Pero la corrida moderna, a esas alturas, ya había penetrado hondamente en el carácter y espíritu del español medio, y pese a que Jovellanos afirmase que el espectáculo no era propiamente nacional, ya que sólo se daba asiduamente en Madrid y Cádiz, es verdad, por el contrario, que abundaban los festejos por los cuatro rincones de la península, aunque quizá sólo de manera esporádica. Un par de fiestas al año, hasta cuatro o pocas más, era lo acostumbrado en la mayor parte de las capitales de provincia, lo que no impedía que el pueblo anhelase verlas con mayor profusión. Junto a ello, los nombres de sus protagonistas, tanto de picadores como de toreros a pie, se hacen habituales en las conversaciones de cualquier población. La fama de muchos de aquellos lidiadores es superior a la de escritores, dramaturgos o artistas de Bellas Artes. Desde mediados del siglo esos hombres se solicitan por las mejores plazas, y a ellas acuden para aumentar su fama, porque en ellas se dan mayor número de festejos y porque, también, se paga habitualmente mejor. Como decíamos, en torno a las temporadas de Cádiz (y Sevilla) o Madrid, se agrupan las cuadrillas más notables. Nombres como los de Lorencillo, los hermanos Palomo, Melchor Calderón, los Martincho, Juanito Apiñani, Diego del Álamo, Juan Miguel y Joaquín Rodríguez (tío y padre de Costillares, respectivamente), Juan Romero (progenitor de Pedro, José y Antonio) o José Cándido (padre, a su vez, de Jerónimo José Cándido) se harán notablemente populares en las décadas de los años 50, 60 y 70.

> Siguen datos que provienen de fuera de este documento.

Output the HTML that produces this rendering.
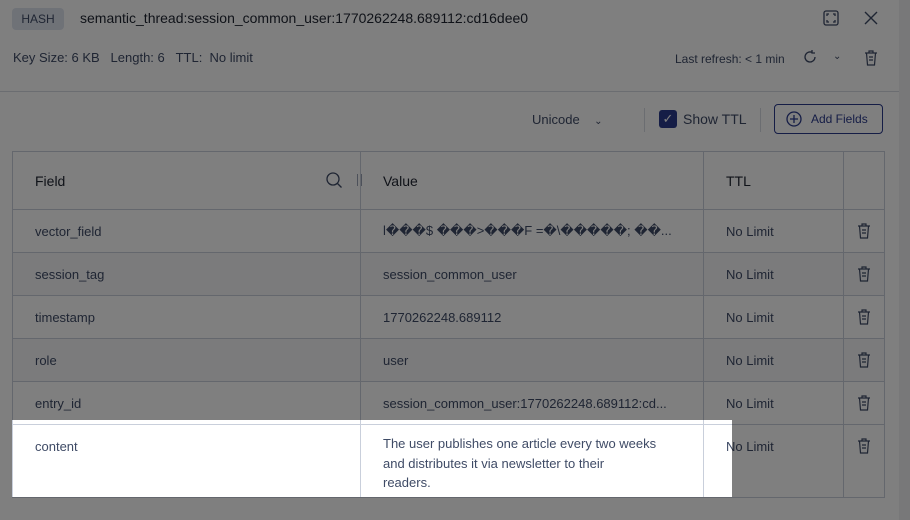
<!DOCTYPE html>
<html><head><style>
*{box-sizing:border-box;margin:0;padding:0}
body{width:910px;height:520px;overflow:hidden;background:#fff;font-family:"Liberation Sans",sans-serif;color:#3f4b66;position:relative;font-size:13px}
.abs{position:absolute}
.tag{left:12px;top:8px;width:52px;height:22px;background:#dfe5ef;border-radius:4px;color:#3f4b66;font-size:12px;line-height:22px;text-align:center}
.title{left:80px;top:10px;font-size:14px;color:#1f2430}
.meta{left:13px;top:50px;font-size:13px;color:#3f4b66}
.sep{left:0;top:91px;width:910px;height:1px;background:#d6dae2}
table{position:absolute;left:12px;top:151px;width:873px;border-collapse:collapse}
td{border:1px solid #c9cfdb;padding:0 0 0 22px;font-size:13px;color:#3f4b66;vertical-align:middle}
tr.h td{height:58px;font-size:14px;color:#1f2430}
tr.r td{height:43px}
tr.r:nth-child(odd) td{background:#f6f7f9}
.c td{height:73px;vertical-align:top;padding-top:14px;background:#fff}
.hl{left:12px;top:420px;width:720px;height:77px;box-shadow:0 0 0 3000px rgba(0,0,0,.5)}
.sb{left:899px;top:0;width:11px;height:520px;background:#f0f1f3}
</style></head><body>
<div class="abs tag">HASH</div>
<div class="abs title">semantic_thread:session_common_user:1770262248.689112:cd16dee0</div>
<svg class="abs" style="left:823px;top:10px" width="16" height="16" fill="none" stroke="#3f4b66" stroke-width="1.3"><rect x="1" y="1" width="14" height="14" rx="2"/><path d="M4 6V4h2M10 4h2v2M12 10v2h-2M6 12H4v-2"/></svg>
<svg class="abs" style="left:864px;top:11px" width="14" height="14" stroke="#3f4b66" stroke-width="1.4"><path d="M1 1l12 12M13 1L1 13"/></svg>
<div class="abs meta">Key Size: 6 KB &nbsp;&nbsp;Length: 6 &nbsp;&nbsp;TTL: &nbsp;No limit</div>
<div class="abs" style="left:675px;top:52px;font-size:12px">Last refresh: &lt; 1 min</div>
<svg class="abs" style="left:802px;top:49px" width="16" height="16" fill="none" stroke="#3f4b66" stroke-width="1.3"><path d="M13 8a5 5 0 1 1-3-4.6M10 1v3h3"/></svg>
<div class="abs" style="left:833px;top:51px;font-size:10px">⌄</div>
<svg class="abs" style="left:863px;top:49px" width="16" height="18" fill="none" stroke="#3f4b66" stroke-width="1.2"><path d="M2 4h12M6 4V2h4v2M3.5 4l1 12h7l1-12M6 8h4M6 11h4"/></svg>
<div class="abs sep"></div>
<div class="abs" style="left:532px;top:112px">Unicode &nbsp;&nbsp;&nbsp;<span style="font-size:10px">⌄</span></div>
<div class="abs" style="left:644px;top:108px;width:1px;height:24px;background:#d6dae2"></div>
<div class="abs" style="left:659px;top:110px;width:18px;height:18px;background:#2b3a8c;border-radius:3px;color:#fff;font-size:13px;text-align:center;line-height:18px">✓</div>
<div class="abs" style="left:683px;top:111px;font-size:14px">Show TTL</div>
<div class="abs" style="left:760px;top:108px;width:1px;height:24px;background:#d6dae2"></div>
<div class="abs" style="left:774px;top:104px;width:109px;height:30px;border:1px solid #2b3a8c;border-radius:4px;font-size:12px;line-height:28px;padding-left:36px;color:#2b3a8c">Add Fields</div>
<svg class="abs" style="left:786px;top:111px" width="16" height="16" fill="none" stroke="#2b3a8c" stroke-width="1.3"><circle cx="8" cy="8" r="7"/><path d="M8 4v8M4 8h8"/></svg>
<table>
<tr class="h"><td style="width:348px">Field</td><td style="width:343px">Value</td><td style="width:140px">TTL</td><td></td></tr>
<tr class="r"><td>vector_field</td><td>l���$ ���&gt;���F =�\�����; ��...</td><td>No Limit</td><td></td></tr>
<tr class="r"><td>session_tag</td><td>session_common_user</td><td>No Limit</td><td></td></tr>
<tr class="r"><td>timestamp</td><td>1770262248.689112</td><td>No Limit</td><td></td></tr>
<tr class="r"><td>role</td><td>user</td><td>No Limit</td><td></td></tr>
<tr class="r"><td>entry_id</td><td>session_common_user:1770262248.689112:cd...</td><td>No Limit</td><td></td></tr>
<tr class="c"><td style="padding-top:14px">content</td><td style="line-height:19.5px;padding-top:9px;white-space:nowrap">The user publishes one article every two weeks<br>and distributes it via newsletter to their<br>readers.</td><td>No Limit</td><td></td></tr>
</table>
<svg class="abs" style="left:325px;top:171px" width="18" height="18" fill="none" stroke="#3f4b66" stroke-width="1.3"><circle cx="8" cy="8" r="6"/><path d="M12.5 12.5l4 4"/></svg>
<div class="abs" style="left:357px;top:174px;width:1px;height:12px;background:#9aa3b5"></div>
<div class="abs" style="left:361px;top:174px;width:1px;height:12px;background:#9aa3b5"></div>
<svg class="abs" style="left:856px;top:222px" width="16" height="18" fill="none" stroke="#3f4b66" stroke-width="1.2"><path d="M2 4h12M6 4V2h4v2M3.5 4l1 12h7l1-12M6 8h4M6 11h4"/></svg>
<svg class="abs" style="left:856px;top:265px" width="16" height="18" fill="none" stroke="#3f4b66" stroke-width="1.2"><path d="M2 4h12M6 4V2h4v2M3.5 4l1 12h7l1-12M6 8h4M6 11h4"/></svg>
<svg class="abs" style="left:856px;top:308px" width="16" height="18" fill="none" stroke="#3f4b66" stroke-width="1.2"><path d="M2 4h12M6 4V2h4v2M3.5 4l1 12h7l1-12M6 8h4M6 11h4"/></svg>
<svg class="abs" style="left:856px;top:351px" width="16" height="18" fill="none" stroke="#3f4b66" stroke-width="1.2"><path d="M2 4h12M6 4V2h4v2M3.5 4l1 12h7l1-12M6 8h4M6 11h4"/></svg>
<svg class="abs" style="left:856px;top:394px" width="16" height="18" fill="none" stroke="#3f4b66" stroke-width="1.2"><path d="M2 4h12M6 4V2h4v2M3.5 4l1 12h7l1-12M6 8h4M6 11h4"/></svg>
<svg class="abs" style="left:856px;top:437px" width="16" height="18" fill="none" stroke="#3f4b66" stroke-width="1.2"><path d="M2 4h12M6 4V2h4v2M3.5 4l1 12h7l1-12M6 8h4M6 11h4"/></svg>
<div class="abs sb"></div>
<div class="abs hl"></div>
</body></html>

Y ya en el último cuarto del siglo aparecerán las tres primeras grandes figuras de la tauromaquia moderna, de su primera edad dorada: Joaquín Rodríguez Costillares, Pedro Romero y José Delgado Pepe-Hillo. Se producirá un enfrentamiento entre Romero y Costillares, desde 1775 en que se presenta el primero en Madrid, y en la propia plaza de la Corte, y entre Romero y Pepe-Hillo, a finales de la misma década, probablemente iniciado en Cádiz. Lid o competencia, no tanto en el ámbito personal como en el técnico y estético, que se verá reflejado en cartas y conversaciones privadas, como la que se deduce de la lectura de la correspondencia del pintor Bayeu con su amigo Zapater, sobre los partidos y preferencias suyas –a favor de Costillares- o de su cuñado, el también pintor, de fama universal, Francisco de Goya, ferviente partidario en los años 70 y 80 de Pedro Romero; o en la misma prensa del momento, sobre todo a partir de la segunda mitad de la década de los 80. En los periódicos madrileños del momento se leerán opiniones, cartas, sonetos o epigramas en tono al mayor valor de uno u otro, incluso de José Delgado y excepcionalmente de otro torero menos conocido, de Cádiz, Juan Conde.
En ese ambiente febril por la tauromaquia, de pasiones que se agitan en torno a los tres grandes toreros del momento, surgen las primeras crónicas taurinas modernas. Por vez primera, y tímidamente aparecerán en la publicación mensual titulada Memorial Literario, Instructivo y Curioso de la Corte de Madrid. El Memorial se publicó desde 1784 hasta 1791, y tras una breve suspensión gubernativa volvería a ver la luz en 1793.